The U.S. retains the “zero option” of leaving Afghanistan without a residual force of trainers and advisers following the withdrawal of combat troops at the end of 2014, White House and Pentagon officials said Tuesday.
“This decision at the end of the day is the president’s to make,” said Pentagon chief spokesman George Little, adding that “getting people out is something we’ve done in the past” -- a reference to Iraq.
“It’s of course an option,” White House Press Secretary Jay Carney said of the possibility that no U.S. troops would remain in Afghanistan after 2014, but he stressed that there was still time to work out a bilateral security agreement with Afghan President Hamid Karzai on a residual force post-2014.
A decision on the so-called zero option “is not imminent and doesn’t need to be imminent,” Carney said.
Carney and Little were responding to a New York Times report that President Barack Obama was becoming increasingly fed up with the complaints and anti-U.S. outbursts of Karzai and was giving more serious consideration to the possibility of removing all U.S. troops from the country.
Carney pointed out that the White House first floated the idea of the zero option last January, but the main focus of the U.S. has been on negotiations with Karzai on the size of the residual force that would remain.
Various proposals have surfaced, from a few thousand troops concentrated at the Bagram air base north of Kabul, to more than 20,000 troops at several bases.
The residual force, no matter its size, would be limited to training and advising Afghan troops, and targeting remnants of al-Qaida in Afghanistan, Little said.
However, Karzai angrily broke off negotiations on a residual force of U.S. and NATO troops last month, claiming he was blindsided by the U.S. attempts to open peace talks with a Taliban delegation in Doha, Qatar.
The Qatar talks also collapsed when the Taliban representatives showed up with the same white flag of the Islamic Emirate of Afghanistan that was flown during the five years they ruled before the 2001 invasion by the U.S.
Ambassador James Dobson, the new special U.S. envoy for Afghanistan and Pakistan, has been attempting to restart the talks without success.
The U.S. currently has about 64,000 troops in Afghanistan, and the planning by Marine Gen. Joseph Dunford, commander of NATO’s International Security Assistance Force, calls for the 64,000 to remain during the “fighting season” this summer and then be drawn down to about 34,000 by the end of 2013.

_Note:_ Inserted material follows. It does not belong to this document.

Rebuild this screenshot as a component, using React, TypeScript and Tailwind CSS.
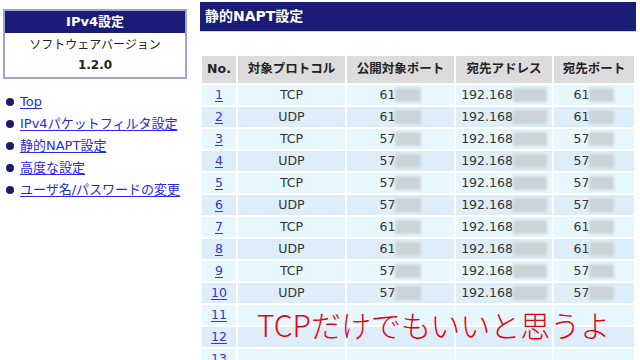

In his last conference call to the Pentagon in June from Kabul, Dunford said he was proceeding with planning for a post-2014 residual force and expected to give details on his recommendations for the size and placement of the force in the fall.
“With regard to why the president hasn't made a decision to date, I suppose it's because he wasn't ready to make a decision right now,” Dunford said. “And again, what I’ve told [Defense Secretary Chuck Hagel] is, I'm comfortable with having numbers in the fall -- works for me.”
Rep. Howard “Buck McKeon, R-Calif., chairman of the House Armed Services Committee, said administration officials told him Tuesday that there are no plans for the U.S. to completely withdraw from Afghanistan.
“I was assured that the United States has committed to post-2014 support to include troops on the ground,” he said in a statement. “I was further informed that a ‘zero option’ would violate American commitments to the Afghan people.
“News of the ‘zero option’ damages our position in Afghanistan, erodes our standing with our allies, emboldens the Taliban, and demoralizes our troops,” he added. “I call on the president to confirm the assurances of his senior officials and clarify his 'zero option' position.”